May 6, 2026

Mercury Fillings: What Your Dentist May Not Have Told You

Mercury Fillings: What Your Dentist May Not Have Told You

What Silver Fillings Actually Are

What is dental amalgam made of?

About 50% elemental mercury mixed with metal shavings, pressed into a putty that hardens inside your tooth. The "silver filling" label describes the color. It does not describe the contents. Mercury is the primary ingredient by weight.

Why does this matter beyond the filling itself?

Two reasons. First, mercury releases into your body over the life of the filling through vapor and wear. Second, when old fillings are drilled out and rinsed into wastewater, they become an environmental mercury source. This is not a fringe concern. It is why wastewater regulations around dental offices exist in multiple countries.


How Amalgam Became Standard

How did mercury end up in dentistry in the first place?

In the 1800s, before modern dental standards existed, barbers and general practitioners performed dental work. Mercury mixed with silver shavings created a cheap, fast-setting paste that could patch a cavity without extraction. At a time when pulling teeth was routine and anesthesia was primitive, that was a meaningful advantage.

Did anyone raise concerns about mercury toxicity at the time?

Yes. Hat makers who used mercury to felt fur were developing severe tremors, slurred speech, and neurological decline. That is where the "Mad Hatter" phrase comes from. The link between mercury and neurological damage was visible and documented. Amalgam use expanded anyway and eventually became normalized as standard dental care in the United States.


Where Policy Stands Today

Have other countries banned mercury fillings?

Several European countries banned or sharply restricted dental amalgam decades ago. The US still allows it. Insurance reimbursement patterns keep it common, particularly in settings where cost drives treatment decisions. It has historically been used in pediatric dentistry for the same reason.

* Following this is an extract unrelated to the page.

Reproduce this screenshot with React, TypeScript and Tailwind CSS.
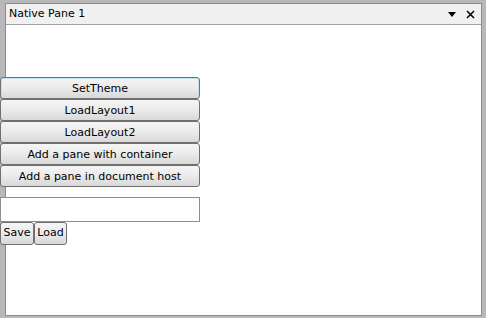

If mercury is restricted for children under six and pregnant women, why is it acceptable for everyone else?

That is the ethical question the policy does not answer cleanly. The guidance acknowledges vulnerability but draws a line that does not have a clear biological justification. If the exposure is risky enough to restrict for one group, the underlying concern does not disappear for adults.


The Mechanical Problem With Amalgam

Is mercury vapor the only reason to remove old fillings?

No. Amalgam is metal. Metal expands and contracts with temperature changes. Over time that movement contributes to cracked teeth, decay forming under the filling, and restoration failure. Many dentists remove and replace amalgam fillings regularly for purely structural reasons, separate from any toxicity debate.


Safe Removal: What the SMART Protocol Actually Involves

What is the difference between standard drilling and safe amalgam removal?

Standard drilling generates mercury vapor and fine particulate that both patient and dental staff inhale. The SMART protocol, Safe Mercury Amalgam Removal Technique, is designed to minimize that exposure. It uses a rubber dam to isolate the tooth, specialized high-volume suction, protective masks, and sectioning techniques that reduce how much mercury becomes airborne during removal.

Where do you find a dentist trained in this?

The IAOMT, International Academy of Oral Medicine and Toxicology, trains and certifies dentists in the SMART protocol. Searching for a biological dentist or IAOMT member in your area is the starting point.

Should you pair removal with any other health support?

Many people work with a functional medicine practitioner alongside removal to support detox pathways and reduce overall inflammatory load. This is not mandatory but makes sense if you already have symptoms you suspect are related to chronic mercury exposure.


What to Ask Before Any Dental Work

What questions should you ask your dentist before getting a filling or having one removed?

Ask what material will be used for the replacement. Composite resin and ceramic restorations are common metal-free options with different durability profiles. Ask specifically how removal will be performed and whether the provider is trained in SMART or an equivalent protocol. Ask whether the office has amalgam separation equipment for wastewater. A dentist who treats mercury as a serious exposure rather than a routine material will answer these questions without hesitation.

What is the bottom line for someone who currently has mercury fillings?

Not panic. Process. Your fillings are not an emergency. They are something to address thoughtfully, with a trained provider, using a protocol designed to reduce exposure during removal rather than increase it. Informed consent is the goal: know what is in your mouth, know your options, and choose a provider who takes the material seriously.